“According to Stahl, phlogiston is a real substance, capable of being transferred from one body to another; its presence or absence making a remarkable difference in the properties of bodies, whether it add to their weight or not. Thus he concluded that oil of vitriol deprived of water, and united to phlogiston, becomes sulphur; and that the calces of metals, by the addition of the same substance, become metals.... What is now contended for is that in the oil of vitriol changing into sulphur something is lost and nothing gained, and also that a calx becomes a metal by the loss of air only. And did facts correspond to this theory it would certainly be preferable to that of Stahl, as being more simple; there being one principle less to take into our account in explaining the changes of bodies. But I do not know of any case in which phlogiston has been supposed to enter into a body, but there is room to suppose that something does enter into it....

“What has been insisted upon, as most favourable to the exclusion of phlogiston, is the revival of mercury without the addition of any other substance from the precipitate per se. In this case it is evident that mere heat ... is sufficient to revive the metal. And as what is expelled from this calx is the purest dephlogisticated air, it has been said that mercury is changed into this calx by imbibing pure air, and therefore becomes a metal again, merely in consequence of parting with that air.”

The dexterous Mr Kirwan, not long before he himself embraced the French doctrine, furnished Priestley with an argument which satisfied him that this cardinal fact can be accounted for without excluding phlogiston. “Since therefore the supposition is exceedingly convenient, if not absolutely necessary, to the explanation of many other facts in chemistry, it is at least advisable not to abandon it.”

“That calces do not become metals merely by parting with the air they contain, is evident from my experiments on heating them in contact with inflammable air, in which the inflammable air, or some necessary part of it, is undoubtedly absorbed; and though a little moisture be deposited in the process, it may well be supposed to be that which in conjunction with phlogiston constituted the inflammable air. And what can the other principle that is absorbed by the calx be but the same thing which, when united to water, is recovered again from the metal and found to be inflammable air having all the same properties with that which was employed in the revival of it. Metals therefore are not simple substances, but consist of their calces, and something else which they take from inflammable air. And as the same may also be taken from any combustible substance, it corresponds exactly to Stahl’s phlogiston, and therefore the doctrine of it is confirmed by these experiments; that is, we must still say that in all combustible substances there is a principle capable of being transferred to other substances, which when united to the calces of metals makes them to be metals, and which, united to oil of vitriol (deprived of its water) makes it to be sulphur.”

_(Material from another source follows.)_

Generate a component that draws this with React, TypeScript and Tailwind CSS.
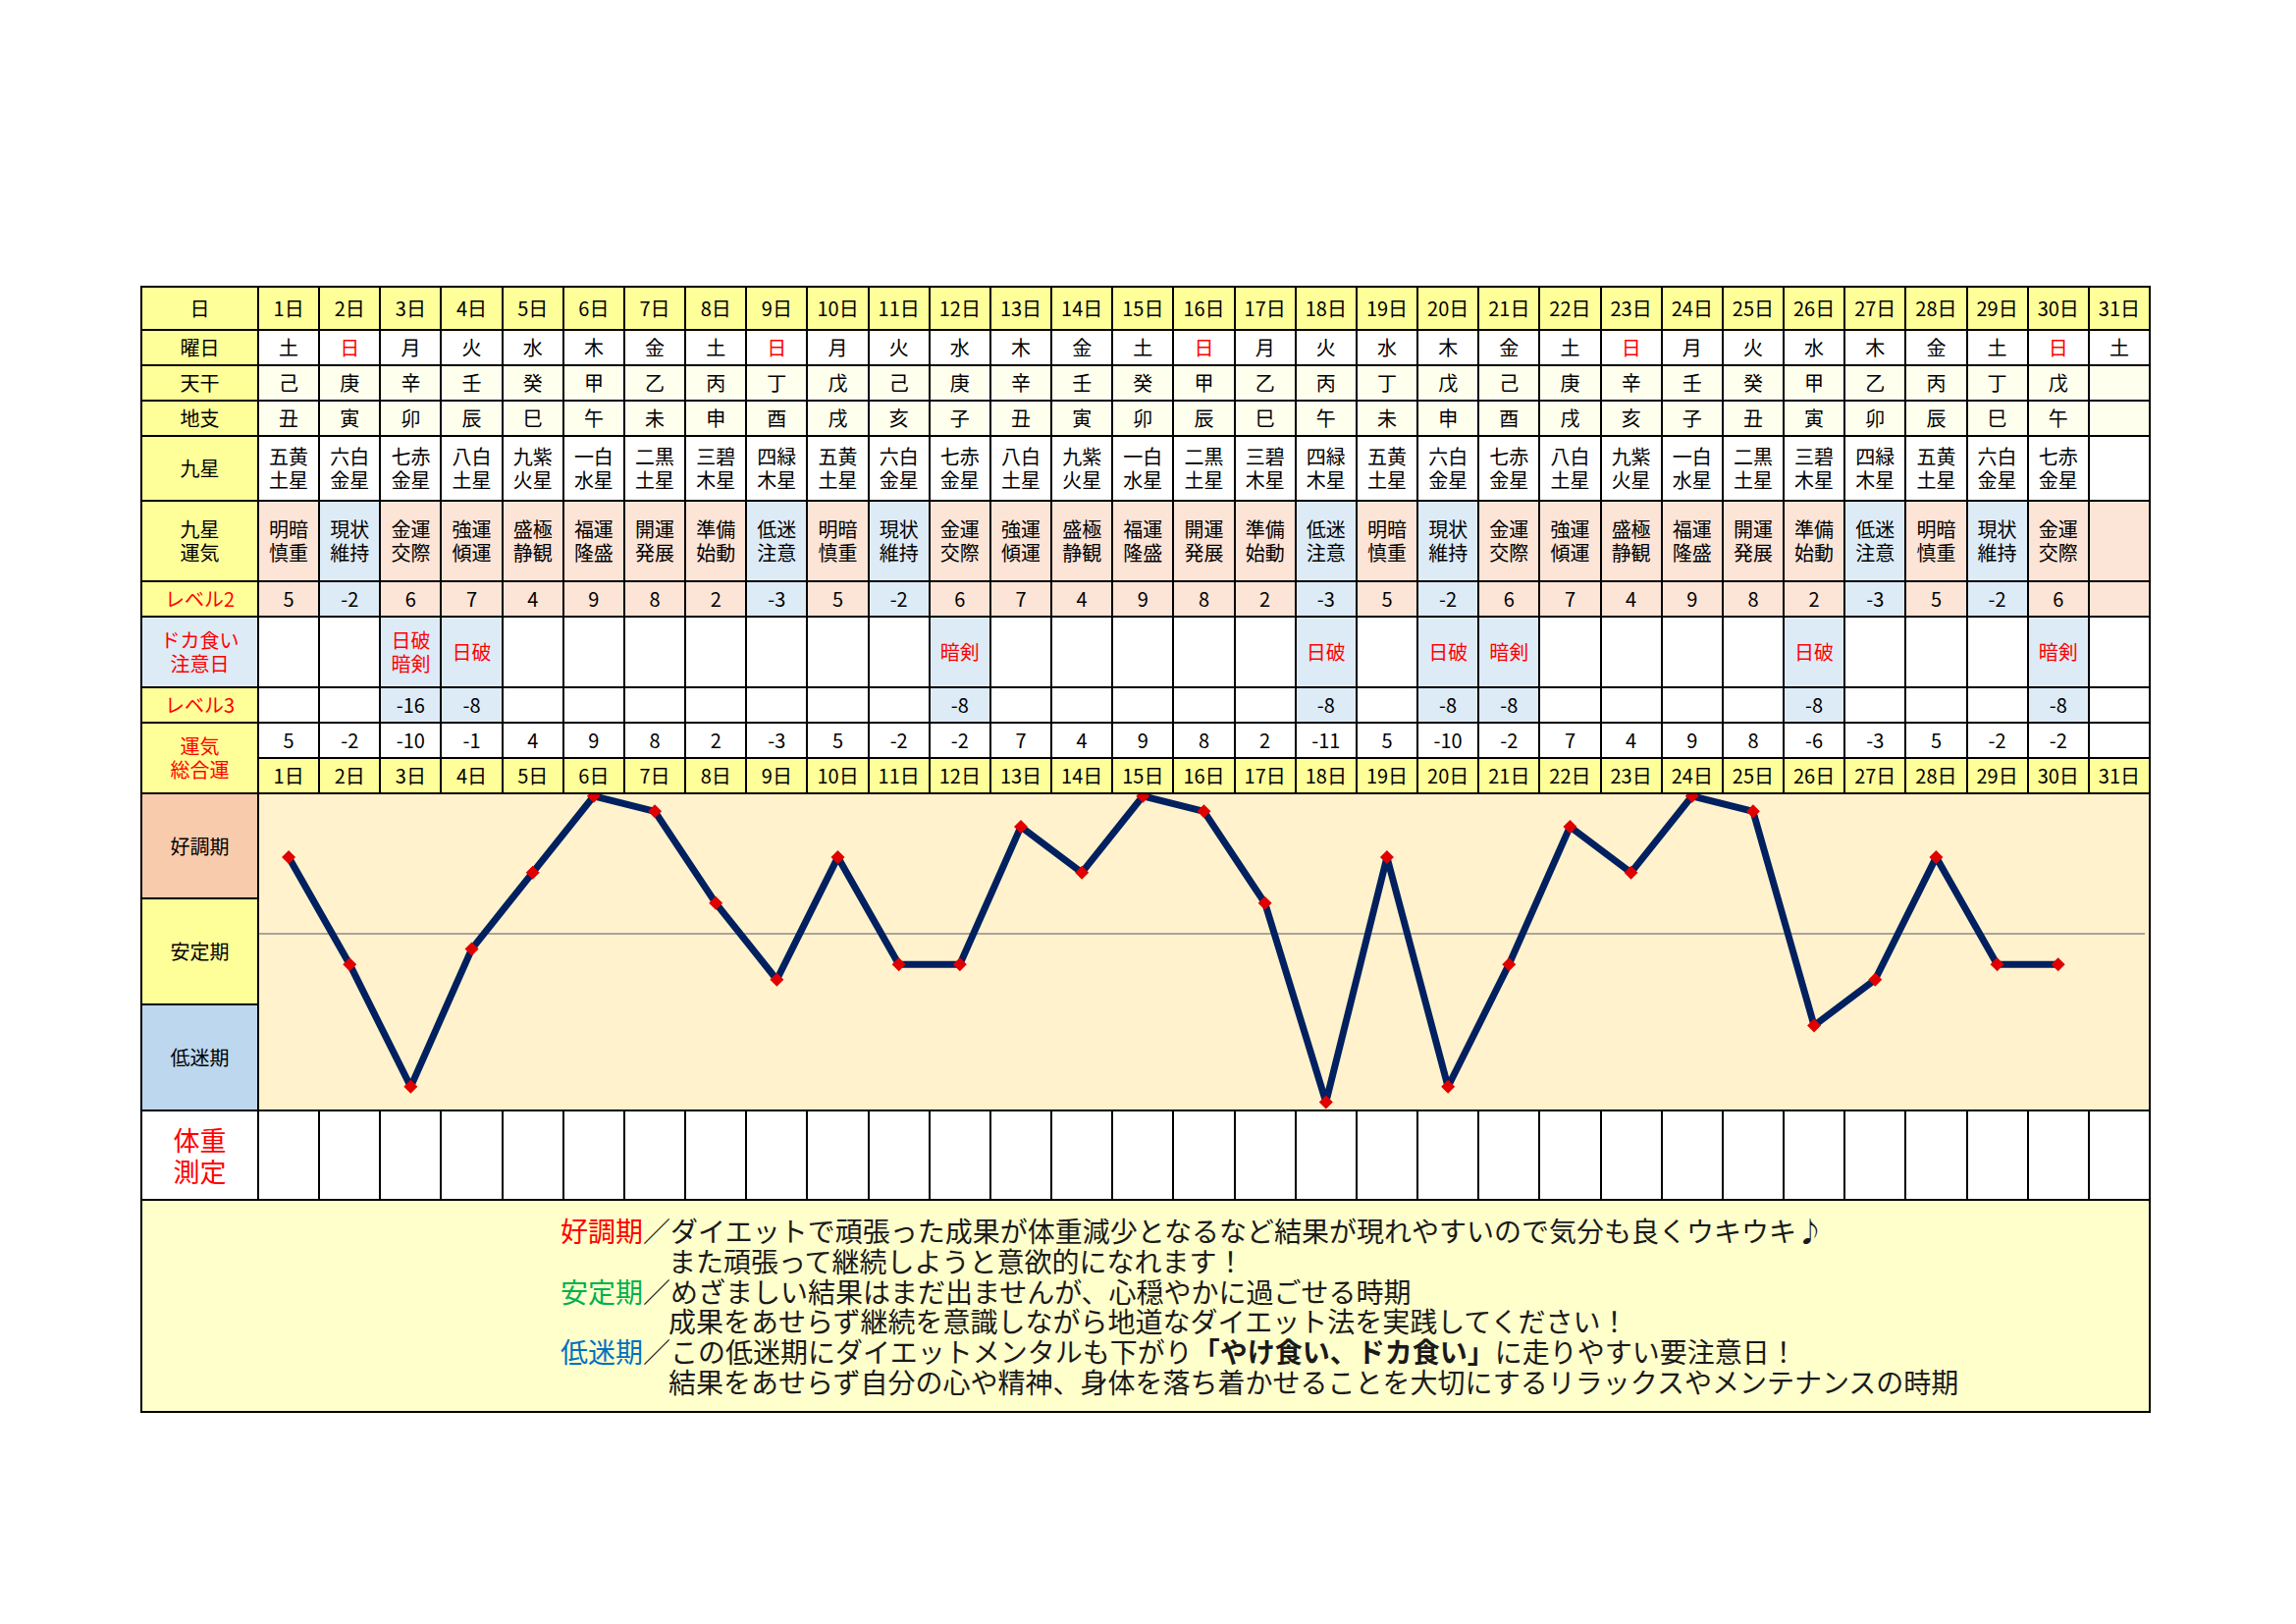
import type { ReactNode } from "react";

const days = Array.from({ length: 31 }, (_, i) => i + 1);

const weekdays = [
	"土", "日", "月", "火", "水", "木", "金", "土", "日", "月", "火", "水", "木", "金", "土", "日",
	"月", "火", "水", "木", "金", "土", "日", "月", "火", "水", "木", "金", "土", "日", "土",
];
const kan = ["己", "庚", "辛", "壬", "癸", "甲", "乙", "丙", "丁", "戊"];
const shi = ["丑", "寅", "卯", "辰", "巳", "午", "未", "申", "酉", "戌", "亥", "子"];
const stars = [
	["五黄", "土星"],
	["六白", "金星"],
	["七赤", "金星"],
	["八白", "土星"],
	["九紫", "火星"],
	["一白", "水星"],
	["二黒", "土星"],
	["三碧", "木星"],
	["四緑", "木星"],
];
const luck = [
	["明暗", "慎重"],
	["現状", "維持"],
	["金運", "交際"],
	["強運", "傾運"],
	["盛極", "静観"],
	["福運", "隆盛"],
	["開運", "発展"],
	["準備", "始動"],
	["低迷", "注意"],
];
const level2 = [5, -2, 6, 7, 4, 9, 8, 2, -3];

const dokagui: Record<number, string[]> = {
	3: ["日破", "暗剣"],
	4: ["日破"],
	12: ["暗剣"],
	18: ["日破"],
	20: ["日破"],
	21: ["暗剣"],
	26: ["日破"],
	30: ["暗剣"],
};
const level3: Record<number, number> = {
	3: -16,
	4: -8,
	12: -8,
	18: -8,
	20: -8,
	21: -8,
	26: -8,
	30: -8,
};

function fmt(v: number) {
	return v < 0 ? `-${Math.abs(v)}` : String(v);
}

function total(day: number) {
	const l2 = level2[(day - 1) % 9];
	return l2 + (level3[day] ?? 0);
}

function Cell({
	className = "",
	children,
}: {
	className?: string;
	children?: ReactNode;
}) {
	return (
		<div
			className={`flex flex-col items-center justify-center text-center leading-[24px] ${className}`}
		>
			{children}
		</div>
	);
}

function Head({
	className = "bg-[#ffff99]",
	children,
}: {
	className?: string;
	children?: ReactNode;
}) {
	return <Cell className={className}>{children}</Cell>;
}

// chart geometry (px inside the chart cell)
const CHART_W = 1925;
const CHART_H = 321;
const PITCH = 62.16;
const ZERO_Y = 142;
const UNIT = 15.58;

function Chart() {
	const pts = days
		.filter((d) => d <= 30)
		.map((d) => ({
			x: (d - 1) * PITCH + 30.08,
			y: ZERO_Y - total(d) * UNIT,
		}));
	return (
		<svg
			className="absolute inset-0 h-full w-full"
			viewBox={`0 0 ${CHART_W} ${CHART_H}`}
			preserveAspectRatio="none"
		>
			<line x1={0} y1={ZERO_Y} x2={CHART_W - 4} y2={ZERO_Y} stroke="#8a8a8a" strokeWidth={1.5} />
			<polyline
				points={pts.map((p) => `${p.x},${p.y}`).join(" ")}
				fill="none"
				stroke="#002060"
				strokeWidth={7}
				strokeLinejoin="round"
			/>
			{pts.map((p) => (
				<polygon
					key={p.x}
					points={`${p.x},${p.y - 7} ${p.x + 7},${p.y} ${p.x},${p.y + 7} ${p.x - 7},${p.y}`}
					fill="#e00000"
				/>
			))}
		</svg>
	);
}

export default function App() {
	return (
		<div className="min-h-[1654px] w-[2339px] bg-white pl-[143px] pt-[291px] font-['Noto_Sans_CJK_JP',sans-serif] text-[20px] text-black">
			<div className="grid w-[2048px] grid-cols-[117px_repeat(31,minmax(0,1fr))] grid-rows-[42px_34px_34px_34px_64px_80px_34px_70px_34px_34px_34px_105px_106px_106px_89px_214px] gap-[2px] border-2 border-black bg-black">
				{/* 日 */}
				<Head>日</Head>
				{days.map((d) => (
					<Cell key={`d${d}`} className="bg-[#ffff99]">
						{d}日
					</Cell>
				))}

				{/* 曜日 */}
				<Head>曜日</Head>
				{days.map((d) => (
					<Cell
						key={`w${d}`}
						className={weekdays[d - 1] === "日" ? "bg-white text-[#ff0000]" : "bg-white"}
					>
						{weekdays[d - 1]}
					</Cell>
				))}

				{/* 天干 */}
				<Head>天干</Head>
				{days.map((d) => (
					<Cell key={`k${d}`} className="bg-[#ffffee]">
						{d <= 30 ? kan[(d - 1) % 10] : ""}
					</Cell>
				))}

				{/* 地支 */}
				<Head>地支</Head>
				{days.map((d) => (
					<Cell key={`s${d}`} className="bg-[#ffffee]">
						{d <= 30 ? shi[(d - 1) % 12] : ""}
					</Cell>
				))}

				{/* 九星 */}
				<Head>九星</Head>
				{days.map((d) => (
					<Cell key={`st${d}`} className="bg-white">
						{d <= 30 &&
							stars[(d - 1) % 9].map((t) => <span key={t}>{t}</span>)}
					</Cell>
				))}

				{/* 九星運気 */}
				<Head>
					<span>九星</span>
					<span>運気</span>
				</Head>
				{days.map((d) => {
					const neg = d <= 30 && level2[(d - 1) % 9] < 0;
					return (
						<Cell key={`l${d}`} className={neg ? "bg-[#ddebf7]" : "bg-[#fce4d6]"}>
							{d <= 30 &&
								luck[(d - 1) % 9].map((t) => <span key={t}>{t}</span>)}
						</Cell>
					);
				})}

				{/* レベル2 */}
				<Head className="bg-[#ffff99] text-[#ff0000]">レベル2</Head>
				{days.map((d) => {
					const v = level2[(d - 1) % 9];
					const neg = d <= 30 && v < 0;
					return (
						<Cell key={`v2${d}`} className={neg ? "bg-[#ddebf7]" : "bg-[#fce4d6]"}>
							{d <= 30 ? fmt(v) : ""}
						</Cell>
					);
				})}

				{/* ドカ食い注意日 */}
				<Head className="bg-[#ddebf7] text-[#ff0000]">
					<span>ドカ食い</span>
					<span>注意日</span>
				</Head>
				{days.map((d) => (
					<Cell
						key={`dk${d}`}
						className={dokagui[d] ? "bg-[#ddebf7] text-[#ff0000]" : "bg-white"}
					>
						{dokagui[d]?.map((t) => <span key={t}>{t}</span>)}
					</Cell>
				))}

				{/* レベル3 */}
				<Head className="bg-[#ffff99] text-[#ff0000]">レベル3</Head>
				{days.map((d) => (
					<Cell key={`v3${d}`} className={level3[d] ? "bg-[#ddebf7]" : "bg-white"}>
						{level3[d] ? fmt(level3[d]) : ""}
					</Cell>
				))}

				{/* 運気総合運 */}
				<Head className="row-span-2 bg-[#ffff99] text-[#ff0000]">
					<span>運気</span>
					<span>総合運</span>
				</Head>
				{days.map((d) => (
					<Cell key={`t${d}`} className="bg-white">
						{d <= 30 ? fmt(total(d)) : ""}
					</Cell>
				))}
				{days.map((d) => (
					<Cell key={`d2${d}`} className="bg-[#ffff99]">
						{d}日
					</Cell>
				))}

				{/* chart */}
				<Head className="bg-[#f8cbad]">好調期</Head>
				<div className="relative col-span-31 row-span-3 overflow-hidden bg-[#fff2cc]">
					<Chart />
				</div>
				<Head className="bg-[#ffff99]">安定期</Head>
				<Head className="bg-[#bdd7ee]">低迷期</Head>

				{/* 体重測定 */}
				<Head className="bg-white text-[27px] leading-[32px] text-[#ff0000]">
					<span>体重</span>
					<span>測定</span>
				</Head>
				{days.map((d) => (
					<div key={`w2${d}`} className="bg-white" />
				))}

				{/* notes */}
				<div className="col-span-32 bg-[#ffffcc] pl-[426px] pt-[15px] text-[28px] leading-[30.8px] text-[#1a1a1a]">
					<p>
						<span className="text-[#ff0000]">好調期</span>
						／ダイエットで頑張った成果が体重減少となるなど結果が現れやすいので気分も良くウキウキ♪
					</p>
					<p className="pl-[110px]">また頑張って継続しようと意欲的になれます！</p>
					<p>
						<span className="text-[#00b050]">安定期</span>
						／めざましい結果はまだ出ませんが、心穏やかに過ごせる時期
					</p>
					<p className="pl-[110px]">
						成果をあせらず継続を意識しながら地道なダイエット法を実践してください！
					</p>
					<p>
						<span className="text-[#0070c0]">低迷期</span>
						／この低迷期にダイエットメンタルも下がり
						<span className="font-bold">「やけ食い、ドカ食い」</span>
						に走りやすい要注意日！
					</p>
					<p className="pl-[110px]">
						結果をあせらず自分の心や精神、身体を落ち着かせることを大切にするリラックスやメンテナンスの時期
					</p>
				</div>
			</div>
		</div>
	);
}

Thus was the ingenious man effectually entangled in his errors, his ingenuity helping him to deceive himself by evading the force of truth. To err is human. If Priestley saw through a glass darkly, and but dimly discerned the truth, he at least strove, so far as in him lay, to reach the light. Posterity forgives, and may well forget, his errors in grateful recognition of the many noble services he rendered to our common humanity, and in humbling recollection of the suffering and sacrifice with which those services were requited.

FOOTNOTES

[1]The Gregorian Calendar was not adopted in Great Britain until 1751. In 1752 eleven days were left out of the Calendar, September 3rd being counted the 14th. The change of style probably accounts for the confusion in the various dates of Priestley’s birth given by different writers. In Chalmers’s General Biographical Dictionary the date is given as March 18; in Allen’s American Biographical and Historical Dictionary and in Thomson’s History of the Royal Society as March 24; Corry, in his Life of Priestley, gives March 24; Hoefer, in his Histoire de la Chimie, gives March 30, probably following Dumas’s Philosophie de Chimie; Cuvier, in his Eloge, says that he was born near Bristol in 1728! In a letter to Wedgwood, dated March 23, 1783, Priestley says in a postscript “This day I complete my half century.”

[2]T. Wemyss Reid, Memoir of John Deskin Heaton, p. 7 et seq.

[3]The “Great Frost,” as it was called, which, beginning on December 26, 1739, continued with the greatest intensity till February 17, 1740. Above London Bridge the Thames was completely frozen over, and numerous booths were erected on it for selling liquor, etc., to the multitudes who daily flocked there.

[4]The Inquirer, January 16, 1904.

[5]Dr Andrew Kippis, an eminent Presbyterian, was the minister of the Prince’s Street Chapel, Westminster, and had at his disposal funds which he could employ in assisting young ministers in their education and first settlement. Priestley enjoyed his friendship through life. Kippis, who was the editor of the Biographia Britannia, was elected into the Royal Society in 1779, and served on its council.